As we were standing there surrounded by all that space and silence I mentioned to my traveling companion the story about listening intently and hearing the dead clear their throats.

"Out here you can sometimes hear the dead sing," she said. "It helps, of course, if it's a still day, and sunrise and dusk are the best times."

"Is this speculation?" I asked.

She shrugged, and then said, "I might know. I might have heard the dead sing."

We both stood there for a moment, listening.

"What do the dead sing?" I asked.

"Whatever they want," she said. "And whenever they want. They're so far away that you shouldn't necessarily expect to be able to make out what they're singing. There are so many of them, and it's not like you might think. There's not some giant chorus in heaven. No choir robes. There's no reason the dead should have to put up with direction of any kind anymore. I also don't believe the dead are bound to conventional human ideas regarding harmony, and even when a bunch of them are singing at once they most likely aren't singing the same song. I think they just sing all the songs they ever loved. I guess the best way to describe it is that it would be like hearing millions of transistor radios playing all at once, from far away across a big lake at dusk."

"Maybe they clear their throats in preparation for singing," I said. "Maybe that's what my old friend claimed he could hear."

"Maybe," she said.

"What about dogs?" I asked. "Do the dogs among the dead sing?"

"Of course," she said. "They're even easier to hear, if you've spent any time in this world tuned into a dog's heart. They sing nothing but 'Howdy! Howdy! Howdy!' and 'Yup! Yup! Yup!' and all sorts of variations of 'Hooray!'"

We listened some more, and then she nodded emphatically and said, "This is definitely the kind of place where you can hear the dead sing. Sometimes I imagine that they are singing the names of all those they ever loved and had to leave behind, and they're singing purely for the joy of remembering and translating those beloved names into music."

I said that I liked that idea. This woman wasn't by any stretch of the imagination a hippie, and was certainly not given to this sort of talk. That was probably why the experience was so memorable and kind of unnerving for me.

She said I should shut up more often and just listen. "Names are faces and voices, and faces and voices are memories, and all memories are music," she said. "I'm sure that's what the dead must believe, and what they give voice to when they sing.

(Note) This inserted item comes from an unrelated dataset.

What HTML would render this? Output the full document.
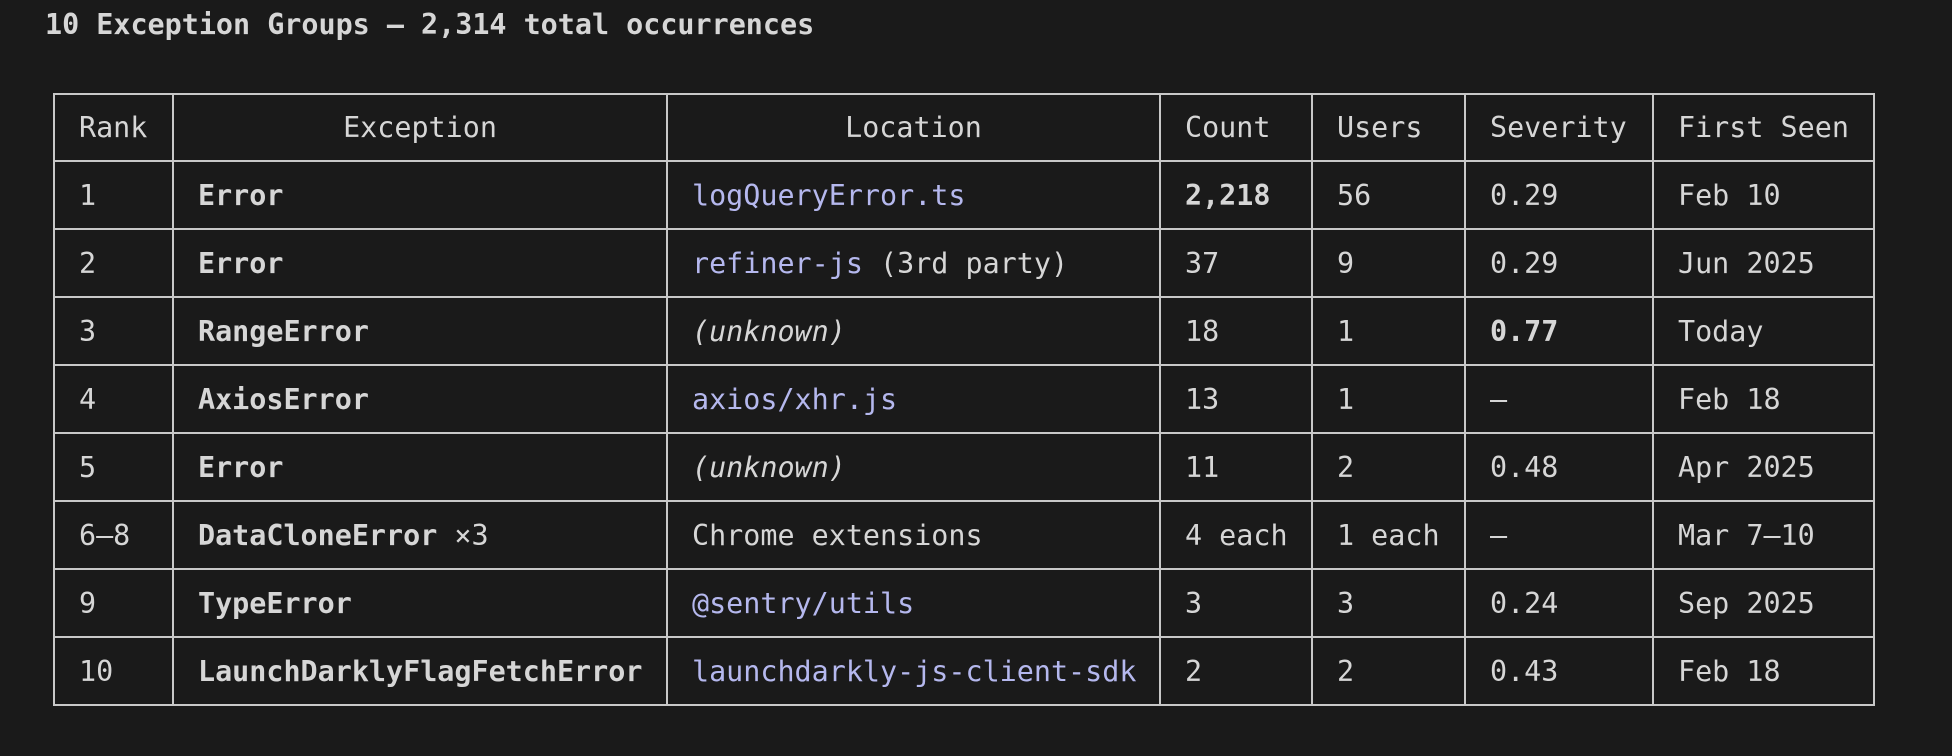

Someone might be singing your name at this very moment, your name and the names of all those you love in this world and have never properly regarded or celebrated as music. What if someone at perfect peace was out there somewhere singing, 'Bradley Dean, Bradley Dean, Bradley Dean'? Wouldn't you love to hear that? Or if they were just singing, 'Baby, baby, baby,' and you recognized their voice and knew they were singing about you? Wouldn't that be worth listening a long time for?"

Yes, I said, or certainly thought. Something like that would definitely be worth listening a long time for.